Hukukun gerçek olduğunu ve gerçekliğini mutlaka göstereceğini ifade eden Aydın, “Yurttaşlarımız şunu bilsin. İzBB ile ilgili soruşturmalarda iddia edilen suçların hiçbiri gerçek değil, suç değil. Şöyle algılamasınlar; ne yani burada hiçbir sorun yok mu? Var. Kimi hatalar, zararlar var. Bunu konuşmuyoruz. Biz burada bir ceza yargılamasında suç olup olmadığını konuşuyoruz” dedi.

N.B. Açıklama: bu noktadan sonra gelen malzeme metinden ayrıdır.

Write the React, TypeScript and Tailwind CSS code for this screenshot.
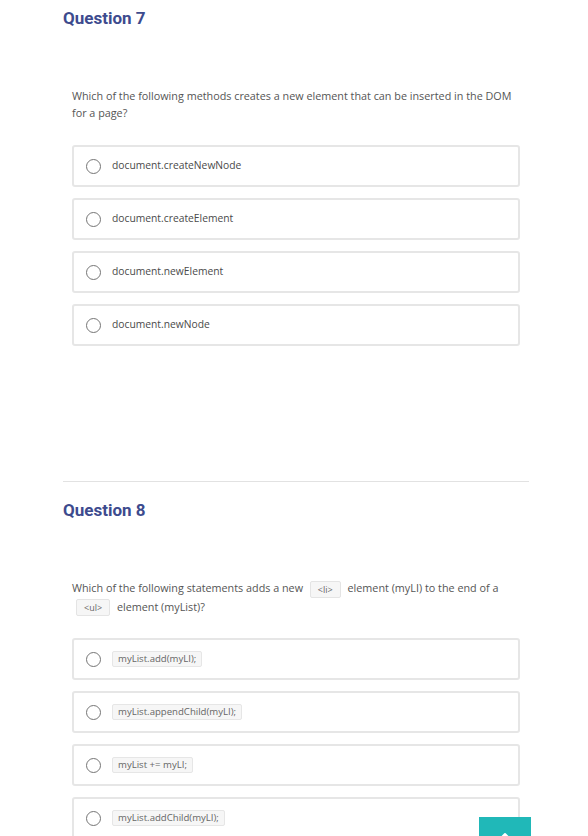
import React from 'react';

type Option = { label: string; code?: boolean };

const q7: Option[] = [
  { label: 'document.createNewNode' },
  { label: 'document.createElement' },
  { label: 'document.newElement' },
  { label: 'document.newNode' },
];

const q8: Option[] = [
  { label: 'myList.add(myLI);', code: true },
  { label: 'myList.appendChild(myLI);', code: true },
  { label: 'myList += myLI;', code: true },
  { label: 'myList.addChild(myLI);', code: true },
];

function Chip({ children }: { children: React.ReactNode }) {
  return (
    <span className="inline-flex items-center h-[17px] leading-none px-[7px] mx-[4px] bg-[#f6f6f6] border border-[#e4e4e4] rounded-[2px] text-[9px] text-[#666] align-middle">
      {children}
    </span>
  );
}

function OptionRow({ opt }: { opt: Option }) {
  return (
    <label className="flex items-center h-[42px] border-2 border-[#e6e6e6] rounded-[3px] pl-[12px] cursor-pointer">
      <span className="w-[15px] h-[15px] rounded-full border border-[#757575] bg-white shrink-0" />
      {opt.code ? (
        <span className="ml-[11px] inline-flex items-center h-[16px] px-[5px] bg-[#f6f6f6] border border-[#e6e6e6] rounded-[2px] text-[9.6px] text-[#666]">
          {opt.label}
        </span>
      ) : (
        <span className="ml-[11px] text-[10.3px] text-[#4a4a4a]">{opt.label}</span>
      )}
    </label>
  );
}

function Question({ title, text, options, gap }: { title: string; text: React.ReactNode; options: Option[]; gap: string }) {
  return (
    <div>
      <h2 className="text-[17px] leading-[24px] font-bold text-[#3d4b8e]" style={{ fontFamily: 'Roboto, sans-serif' }}>
        {title}
      </h2>
      <p className="mt-[57px] px-[9px] text-[10.8px] leading-[17px] text-[#555]">{text}</p>
      <div className={`${gap} px-[9px] flex flex-col gap-[11px]`}>
        {options.map((o) => (
          <OptionRow key={o.label} opt={o} />
        ))}
      </div>
    </div>
  );
}

export default function App() {
  return (
    <div className="relative w-[588px] h-[836px] overflow-hidden bg-white" style={{ fontFamily: '"Open Sans", "Noto Sans", sans-serif' }}>
      <div className="ml-[63px] w-[466px] pt-[6px]">
        <Question
          title="Question 7"
          text="Which of the following methods creates a new element that can be inserted in the DOM for a page?"
          options={q7}
          gap="mt-[24px]"
        />
        <div className="mt-[135px] border-t border-[#e2e2e2]" />
        <div className="pt-[16px]">
          <Question
            title="Question 8"
            text={
              <>
                Which of the following statements adds a new <Chip>&lt;li&gt;</Chip> element (myLI) to the end of a{' '}
                <Chip>&lt;ul&gt;</Chip> element (myList)?
              </>
            }
            options={q8}
            gap="mt-[22px]"
          />
        </div>
      </div>
      <button className="absolute left-[479px] top-[817px] w-[52px] h-[52px] bg-[#20b8b8] flex justify-center pt-[11px]">
        <svg width="16" height="16" viewBox="0 0 24 24" fill="none" stroke="white" strokeWidth="3" strokeLinecap="round" strokeLinejoin="round">
          <path d="M6 15l6-6 6 6" />
        </svg>
      </button>
    </div>
  );
}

“BAŞSAVCILIK BİLGİ NOTU VERMEZ!”
3 yıldan 45 yıla kadar ceza isteniyor bilgisini basının nasıl öğrendiği sorusunu soran Aydın, “Oturup kanunu açıp hesaplamadı herhalde arkadaşlar. Soruşturma makamlarının yazdığı bilgi notuyla öğrendiler. Başsavcılık bilgi notu yayınlamaz. İki gün önceki iddianamede diğer 2 iddianame için bir bilgi notu dağıttılar ve iddianameyi sızdırdılar. İddianamenin basınla paylaşılmasından rahatsız değiliz. İnsanlar görsün ve orada suçlamaların boş olduğunu anlasın, sorun yok. Sorun şu; soruşturma aşaması gizlidir, taraflar dışında evrak paylaşılmaz diyenler hatta savunma makamından evrak vermede kıskanç davrananlar basınla evrak paylaşamaz ve bu soruşturmanın gizliliğini ihlal suçudur” ifadelerine yer verdi.
“CHP’NİN ADAYI BELLİ PEKİ AK PARTİ’NİN ADAYI KİM?”
Mansur Yavaş’ın Cumhurbaşkanlığı adaylığıyla ilgili ‘kimin olacağının çok bir önemi yok, kim kurtaracaksa o gelsin, beni koyarlarsa olurum’ ifadeleriyle ilgili ve CHP’nin B planı mı yapıyor iddialarıyla ilgili Aydın, “Ben AK Parti’nin A planını bilmiyorum. AK Parti’nin adayı kim bilmiyorum. Şu an sayın Erdoğan ve AK Parti seçimlerin zamanında yapılacağını söylüyor o zaman Erdoğan aday değil. CHP’nin adayı kim sorusu beş milyon kere soruldu. AK Parti’nin adayı kim sorusu neden sorulmadı. Sayın Erdoğan değil. Sizin adayınız kim? Bölye bir şey gelişti Türkiye’de. İktidarın bu nobran tavrı yüzünde iktidarın dayattığı her şeye hepimiz razıyız. O yüzden onunla ilgili bir şey söylemiyoruz, muhalefetle ilgili bir şey söylüyoruz. Ben AK Parti’nin Cumhurbaşkanı adayını merak ediyorum, kim? CHP’nin adayı grup kararıyla belli. CHP’nin resmi adayı Sayın Ekrem İmamoğlu şu an. Ben Mansur Yavaş’ın çıkışıyla ilgilenmiyorum. CHP’nin adayı resmen bellidir. Bu adayın adaylaşmaması söz konusu olduğunda bunu tartışırız. CHP’nin adayı bellidir. AK Parti’nin adayı kimdir?” diye sordu.